Published: October 23, 2017 at 2:17 pm

COMPOSERS: Brahms
LABELS: Chandos
ALBUM TITLE: Brahms
WORKS: Solo Piano Works, Vol. 6: Rakoczy March; Intermezzo, Op. 118/6; Canon, Anhang III No. 2; Gigue, Wo0 4 posth. Nos 1 & 2; Capriccio, Op. 76/5; Intermezzo, Op. 76/7; Capriccio, Op. 76/8; Gavotte by Gluck, Anhang la No. 2; Studies Nos 1-3 & 5; Hungarian Dances, WoO 1 Nos 2, 4, 6-10
PERFORMER: Barry Douglas (piano)
CATALOGUE NO: CHAN 10903

Barry Douglas’s series of the complete Brahms solo piano music has proved immensely rewarding, and Volume 6 is no exception. He has elected to mix and match the selection of works on each disc in a very personal way, so that the pieces complement one another while also providing ample contrast.

This latest disc places a handful of the more elusive late Capriccios and Intermezzos within a programme largely made up of transcriptions – whether the Hungarian Dances, effectively reworkings of music Brahms filched from Gypsy café bands, or some striking, eye-wateringly difficult studies that he created from works you’d think were quite difficult enough already, notably Chopin’s Etude in F minor, Op. 25 No. 2, its melodic line now in sixths.

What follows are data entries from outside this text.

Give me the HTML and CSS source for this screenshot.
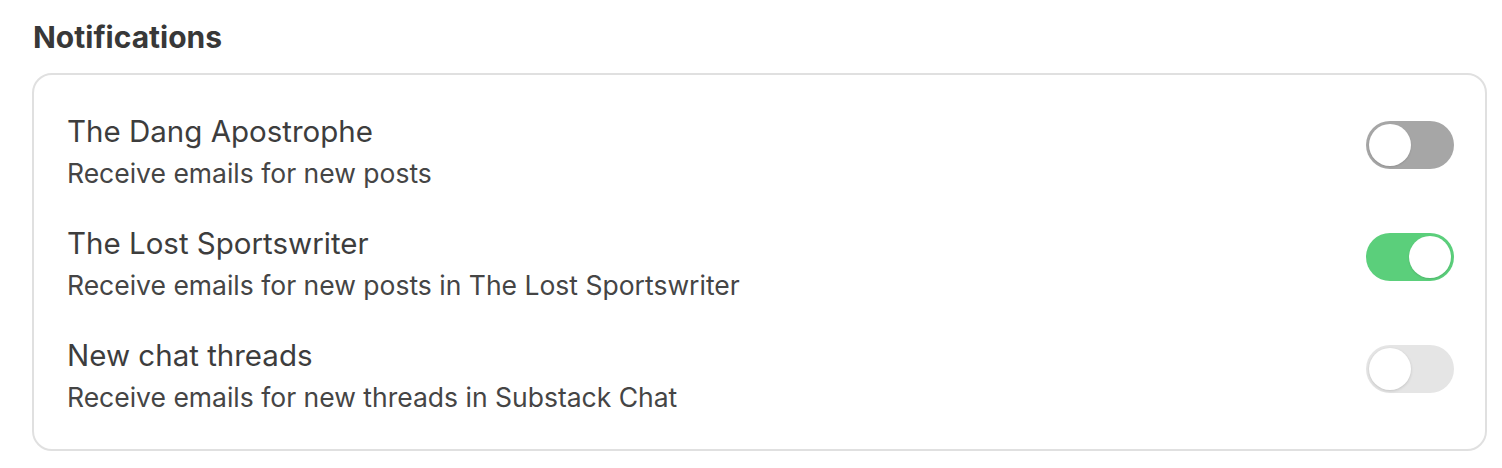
FILE: index.html
```html
<!DOCTYPE html>
<html lang="en">

<head>
    <meta charset="UTF-8">
    <meta name="viewport" content="width=device-width, initial-scale=1">
    <title>Notifications</title>
    <link rel="stylesheet" href="styles.css">
</head>

<body>
    <section class="settings">
        <h2 class="settings-title">Notifications</h2>

        <div class="card">
            <div class="row">
                <div class="row-text">
                    <div class="row-name">The Dang Apostrophe</div>
                    <div class="row-desc">Receive emails for new posts</div>
                </div>
                <label class="toggle">
                    <input type="checkbox">
                    <span class="track"></span>
                </label>
            </div>

            <div class="row">
                <div class="row-text">
                    <div class="row-name">The Lost Sportswriter</div>
                    <div class="row-desc">Receive emails for new posts in The Lost Sportswriter</div>
                </div>
                <label class="toggle">
                    <input type="checkbox" checked>
                    <span class="track"></span>
                </label>
            </div>

            <div class="row">
                <div class="row-text">
                    <div class="row-name">New chat threads</div>
                    <div class="row-desc">Receive emails for new threads in Substack Chat</div>
                </div>
                <label class="toggle">
                    <input type="checkbox" disabled>
                    <span class="track"></span>
                </label>
            </div>
        </div>
    </section>
</body>

</html>
```

FILE: styles.css
```css
body {
    margin: 0;
    font-family: Inter, "Liberation Sans", Arial, sans-serif;
    background: #fff;
    color: #404040;
}

.settings {
    padding: 18px 15px 0 32px;
}

.settings-title {
    margin: 0 0 17px 1px;
    font-size: 30px;
    line-height: 38px;
    font-weight: 700;
    color: #383838;
}

.card {
    border: 2px solid #e0e0e0;
    border-radius: 20px;
    padding: 38px 31px 34px 33px;
    display: flex;
    flex-direction: column;
    gap: 34px;
}

.row {
    display: flex;
    justify-content: space-between;
    align-items: flex-start;
}

.row-name {
    font-size: 29.5px;
    line-height: 36px;
    color: #3d3d3d;
}

.row-desc {
    margin-top: 6px;
    font-size: 26.5px;
    line-height: 36px;
    color: #454545;
}

.toggle {
    position: relative;
    display: block;
    width: 88px;
    height: 48px;
    margin-top: 8px;
    cursor: pointer;
}

.toggle input {
    position: absolute;
    opacity: 0;
    width: 0;
    height: 0;
}

.track {
    display: block;
    width: 100%;
    height: 100%;
    border-radius: 24px;
    background: #a6a6a6;
}

.track::after {
    content: "";
    position: absolute;
    top: 3px;
    left: 3px;
    width: 42px;
    height: 42px;
    border-radius: 50%;
    background: #fff;
    box-shadow: 0 1px 2px rgba(0, 0, 0, 0.12);
}

.toggle input:checked + .track {
    background: #5bcf7b;
}

.toggle input:checked + .track::after {
    left: 43px;
}

.toggle input:disabled + .track {
    background: #e5e5e5;
    cursor: default;
}

.toggle input:disabled + .track::after {
    box-shadow: 0 1px 3px rgba(0, 0, 0, 0.15);
}
```
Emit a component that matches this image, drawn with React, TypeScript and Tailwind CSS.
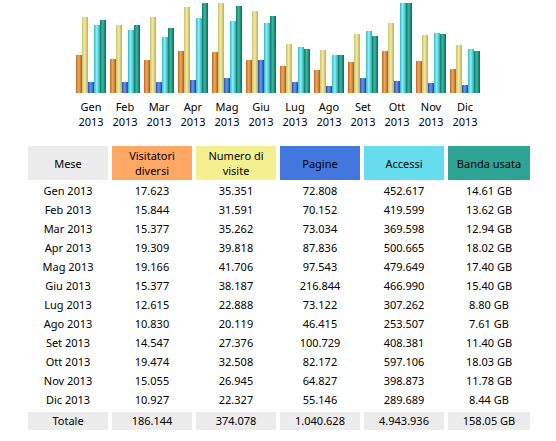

The juxtapositions sometimes have the welcome effect of highlighting the influences at work: for instance, Douglas plays the Intermezzo Op. 118 No. 6 without the impression of swirling mists it so often acquires, instead allowing the clarity to convey a contrapuntal, almost Bachian side of its nature. Conversely the Hungarian Dances become meaty meditations on the czardas. And just as Brahms came to ‘own’ the works he transcribed, Douglas has come to own him, too: he crowns the disc with a truly magisterial account of the Bach D minor Chaconne for violin, rethought by Brahms for the pianist’s left hand alone.